Of course the daily errands can’t fall behind, we need to get and haul water, fuel and groceries from shore to Irie and, ideally, Darwin leaves the boat three times a day. Sharing one dinghy in a big area like the lagoon and each having our own commitments makes things a bit more challenging, especially when I had the night shifts. Add plenty of boat projects and quite a few unexplainable problems to the mix and you start to understand why our life has become stressful once again. As a matter of fact one of the engine problems calls for another haul-out in Philipsburg. Annoying and expensive, especially since we spent enough time in the boat yard in Grenada, less than five months ago. The idea for Irie was to not leave the water for two years…

The bright part of the story is the presence of people we know.
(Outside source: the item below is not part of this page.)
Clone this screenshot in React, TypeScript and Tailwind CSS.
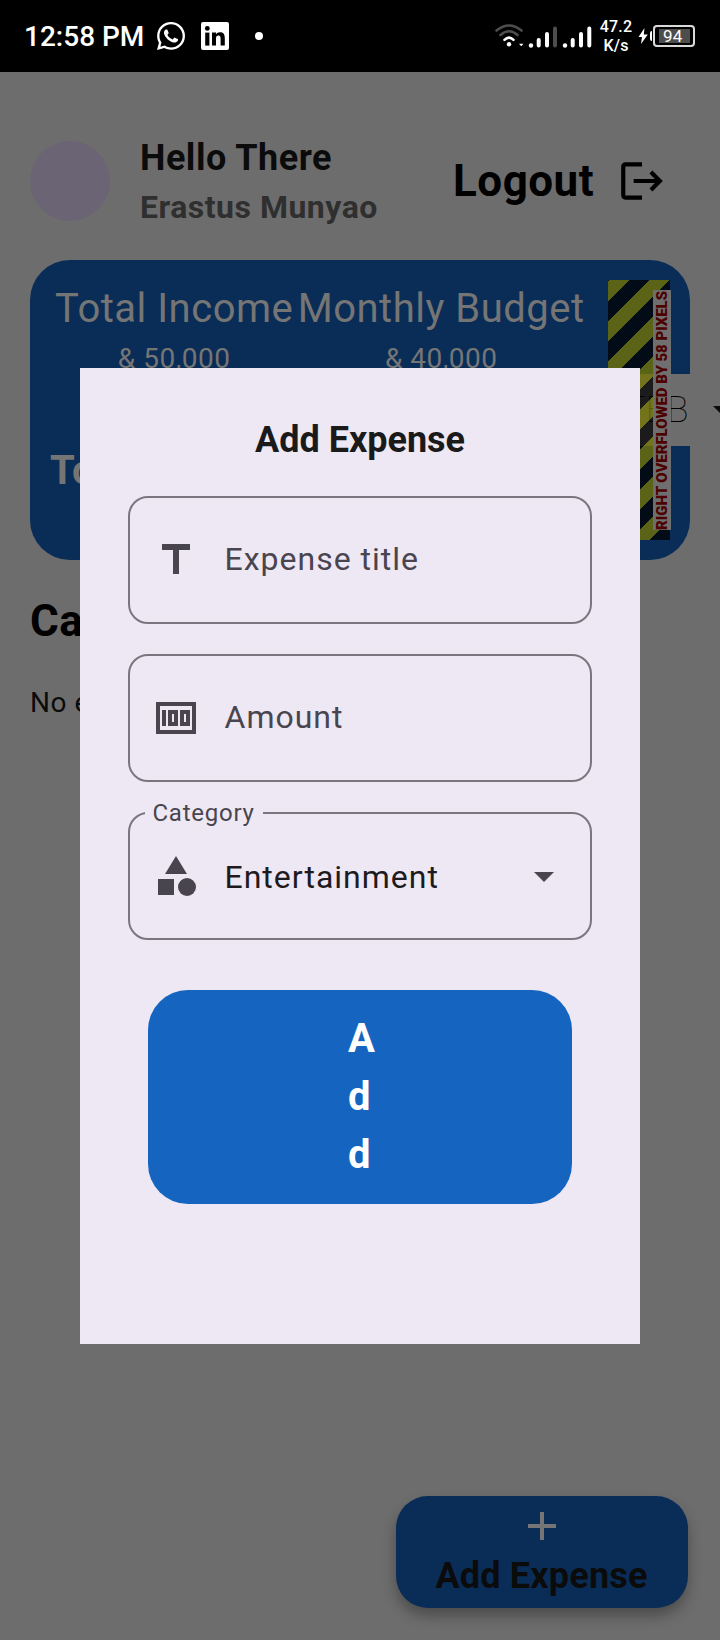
import type { ReactNode } from "react";
import { FaWhatsapp } from "react-icons/fa";

function StatusBar() {
  return (
    <div className="flex h-[72px] items-center bg-black pl-[24px] pr-[25px] text-white">
      <span className="w-[132px] pt-[2px] text-[28px] leading-[34px] font-medium">12:58 PM</span>
      <FaWhatsapp className="-ml-px h-[32px] w-[32px]" />
      <svg className="ml-[14px] h-[28px] w-[28px]" viewBox="0 0 28 28">
        <rect width="28" height="28" rx="2" fill="#fff" />
        <g fill="#000">
          <rect x="4.2" y="10.6" width="4.2" height="13" />
          <circle cx="6.3" cy="6.4" r="2.4" />
          <path d="M11 10.6h4v1.800c.7-1.200 2.100-2.100 4-2.100 4 0 4.800 2.600 4.800 6.100v7.200h-4.200v-6.500c0-1.600-.1-3.500-2.200-3.500s-2.400 1.600-2.400 3.400v6.600h-4z" />
        </g>
      </svg>
      <span className="ml-[26px] h-[8px] w-[8px] rounded-full bg-white" />
      <svg className="ml-auto h-[28px] w-[98px]" viewBox="494 22 98 28" fill="none" strokeLinecap="round">
        <g strokeWidth="2.600">
          <path d="M496.500 30.500Q509 20.500 521.500 30.500" stroke="#4d4d4d" />
          <path d="M500.500 35Q509 27.500 517.500 35" stroke="#4d4d4d" />
          <path d="M504.500 39.800Q509 35.300 513.500 39.800" stroke="#fff" />
        </g>
        <g fill="#fff">
          <circle cx="509" cy="44.300" r="2.200" />
          <path d="M519 43.700h4.500l-2.250 2.600z" />
          <circle cx="531" cy="45.500" r="2.200" />
          <circle cx="565" cy="45.500" r="2.200" />
        </g>
        <g strokeWidth="4" stroke="#fff">
          <path d="M538.700 40v5.500M547 34v11.500M572.700 40v5.500M581 34v11.500M589.300 28.500v17" />
          <path d="M555 28.500v17" stroke="#4d4d4d" />
        </g>
      </svg>
      <div className="ml-[6px] flex w-[36px] flex-col items-center text-[16px] leading-[19px] font-medium tracking-[0.2px]">
        <span>47.2</span>
        <span>K/s</span>
      </div>
      <svg className="ml-[4px] h-[18px] w-[10px]" viewBox="0 0 10 18">
        <path d="M6.500 1L0.500 10H4L3 17L9.800 7.500H5.800Z" fill="#fff" />
      </svg>
      <span className="ml-[2px] h-[10px] w-[2px] rounded-l bg-white" />
      <div className="ml-px flex h-[22px] w-[42px] items-center rounded-[4px] border-2 border-[#d9d9d9] pl-[4px]">
        <span className="flex h-[14px] w-[31px] items-center bg-[#4d4d4d] pl-[4px] text-[17px] leading-[14px] tracking-[0.3px]">94</span>
      </div>
    </div>
  );
}

function Header() {
  return (
    <header className="flex h-[188px] items-center pl-[30px] pr-[53px] pt-[30px] font-bold tracking-[0.5px]">
      <div className="h-[80px] w-[80px] rounded-full bg-[#6b6474]" />
      <div className="ml-[30px] flex flex-col gap-[7px]">
        <span className="text-[36px] leading-[44px] text-[#0b0b0b]">Hello There</span>
        <span className="text-[32px] leading-[40px] text-[#2f2f2f]">Erastus Munyao</span>
      </div>
      <div className="ml-auto flex items-center text-black">
        <span className="w-[164px] text-[44px] leading-[52px]">Logout</span>
        <svg className="h-[50px] w-[50px]" viewBox="0 0 24 24">
          <path d="M17 7l-1.410 1.410L18.170 11H8v2h10.170l-2.580 2.580L17 17l5-5zM4 5h8V3H4c-1.100 0-2 .9-2 2v14c0 1.100.9 2 2 2h8v-2H4V5z" />
        </svg>
      </div>
    </header>
  );
}

function Figure({ label, amount }: { label: string; amount: string }) {
  return (
    <div className="flex flex-col items-center">
      <span className="text-[40px] leading-[48px]">{label}</span>
      <span className="mt-[9px] text-[28px] leading-[34px]">{amount}</span>
    </div>
  );
}

function SummaryCard() {
  return (
    <section className="relative mx-[30px] h-[300px] rounded-[40px] bg-[#0a2d57] pt-[25px] tracking-[0.5px] text-[#757575]">
      <div className="flex gap-[4.5px] pl-[25px]">
        <Figure label="Total Income" amount="& 50,000" />
        <Figure label="Monthly Budget" amount="& 40,000" />
      </div>
      <p className="mt-[71px] pl-[20px] text-[40px] leading-[48px] font-bold">Total</p>
      <div className="absolute right-0 top-[114px] flex h-[72px] w-[100px] items-center justify-end bg-[#6d6d6d] pr-px text-[36px] font-thin text-black">
        TEB
      </div>
      <svg className="absolute left-[683px] top-[146px] h-[10px] w-[20px]" viewBox="0 0 20 10">
        <path d="M0 0h20L10 10z" fill="#0b0b0b" />
      </svg>
      <div className="absolute left-[578px] top-[20px] h-[260px] w-[62px] bg-[repeating-linear-gradient(135deg,rgba(0,0,0,0.75)_0px,rgba(0,0,0,0.75)_0.9px,rgba(117,117,0,0.75)_0.9px,rgba(117,117,0,0.75)_15px,rgba(0,0,0,0.75)_15px,rgba(0,0,0,0.75)_28.284px)]" />
      <div className="absolute left-[623px] top-[30px] flex h-[240px] w-[18px] rotate-180 items-center justify-center bg-[#6f6f6f] text-[15px] leading-[18px] font-black tracking-[-0.05px] whitespace-nowrap text-[#4d0000] [writing-mode:vertical-rl]">
        RIGHT OVERFLOWED BY 58 PIXELS
      </div>
    </section>
  );
}

function Field({ icon, label, children }: { icon: ReactNode; label?: string; children: ReactNode }) {
  return (
    <div className="relative flex h-[128px] items-center rounded-[20px] border-2 border-[#7a757f] pl-[22px] pr-[22px] text-[32px] leading-[40px] tracking-[1px] text-[#49454f]">
      {label && (
        <span className="absolute left-[15px] top-[-15px] w-[118px] bg-[#eee8f4] pl-[7.5px] text-[24px] leading-[28px] tracking-[0.75px]">
          {label}
        </span>
      )}
      <svg className="mr-[24.5px] h-[48px] w-[48px]" viewBox="0 0 24 24" fill="#49454f">
        {icon}
      </svg>
      {children}
    </div>
  );
}

function AddExpenseDialog() {
  return (
    <div className="absolute left-[80px] top-[368px] flex h-[976px] w-[560px] flex-col bg-[#eee8f4] px-[48px] pt-[50px]">
      <h2 className="text-center text-[36px] leading-[44px] font-bold text-[#1a1a1a]">Add Expense</h2>
      <div className="mt-[34px] flex flex-col gap-[30px]">
        <Field icon={<path d="M5 4v3h5.500v12h3V7H19V4z" />}>
          <span className="mb-[2px]">Expense title</span>
        </Field>
        <Field
          icon={
            <path
              fillRule="evenodd"
              d="M2 4h20v16H2zM4 6v12h16V6zM5 8h2v8H5zM8 8h5v8H8zM10 10v4h1v-4zM14 8h5v8h-5zM16 10v4h1v-4z"
            />
          }
        >
          <span className="mb-[2px]">Amount</span>
        </Field>
        <Field
          label="Category"
          icon={
            <>
              <path d="M12 2l-5.500 9h11zM3 13.500h8v8H3z" />
              <circle cx="17.500" cy="17.500" r="4.500" />
            </>
          }
        >
          <span className="mt-[2px] text-[#1d1b20]">Entertainment</span>
          <svg className="ml-auto h-[48px] w-[48px]" viewBox="0 0 24 24" fill="#49454f">
            <path d="M7 10l5 5 5-5z" />
          </svg>
        </Field>
      </div>
      <button className="mx-[20px] mt-[50px] flex h-[214px] flex-col items-start rounded-[40px] bg-[#1565c0] pl-[200px] pt-[20px] text-[40px] leading-[58px] font-bold text-white">
        <span>A</span>
        <span>d</span>
        <span>d</span>
      </button>
    </div>
  );
}

export default function App() {
  return (
    <div className="relative h-[1640px] w-[720px] overflow-hidden bg-[#6d6d6d] font-['Roboto',sans-serif] whitespace-nowrap">
      <StatusBar />
      <Header />
      <SummaryCard />
      <h1 className="mt-[35px] pl-[30px] text-[44px] leading-[52px] font-bold tracking-[0.5px] text-black">Categories</h1>
      <p className="mt-[39px] pl-[30px] text-[28px] leading-[34px] tracking-[0.5px] text-[#0b0b0b]">No expenses</p>
      <button className="absolute left-[395.5px] top-[1496px] flex h-[112px] w-[292px] flex-col items-center rounded-[32px] bg-[#0a2d57] pt-[6px] shadow-[0_8px_14px_rgba(0,0,0,0.3)]">
        <svg className="h-[48px] w-[48px]" viewBox="0 0 24 24" fill="#757575">
          <path d="M19 13h-6v6h-2v-6H5v-2h6V5h2v6h6z" />
        </svg>
        <span className="mt-[4px] text-[36px] leading-[44px] font-bold tracking-[0.2px] text-[#0b0b0b]">Add Expense</span>
      </button>
      <AddExpenseDialog />
    </div>
  );
}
Over the last month, time and schedule permitting, there were many evenings we enjoyed the company of our “Luperon friends” Ed and Emily from Nini and Dave from Tatia. Our Israeli friends Tania and Oren from Renata already left again, but Angie – Darwin’s best friend – is still here for a bit. I even went to Ladies Night (free drinks for the ladies!) again with even more tiredness as a result.

All the work and chores add up and it became impossible for me to combine my different jobs (I forgot to mention I want to write more and sold another article), so choices had to be made. It also would be nice to do something fun once in a while or hang out with Mark and Darwin, but that has less priority for now. Not healthy, nor good, I know, but when life is hectic and demanding and our personalities consist of being responsible, genuine and nice, it is hard to change things around. But, I made some time to finally write this blog, so the future is looking brighter already!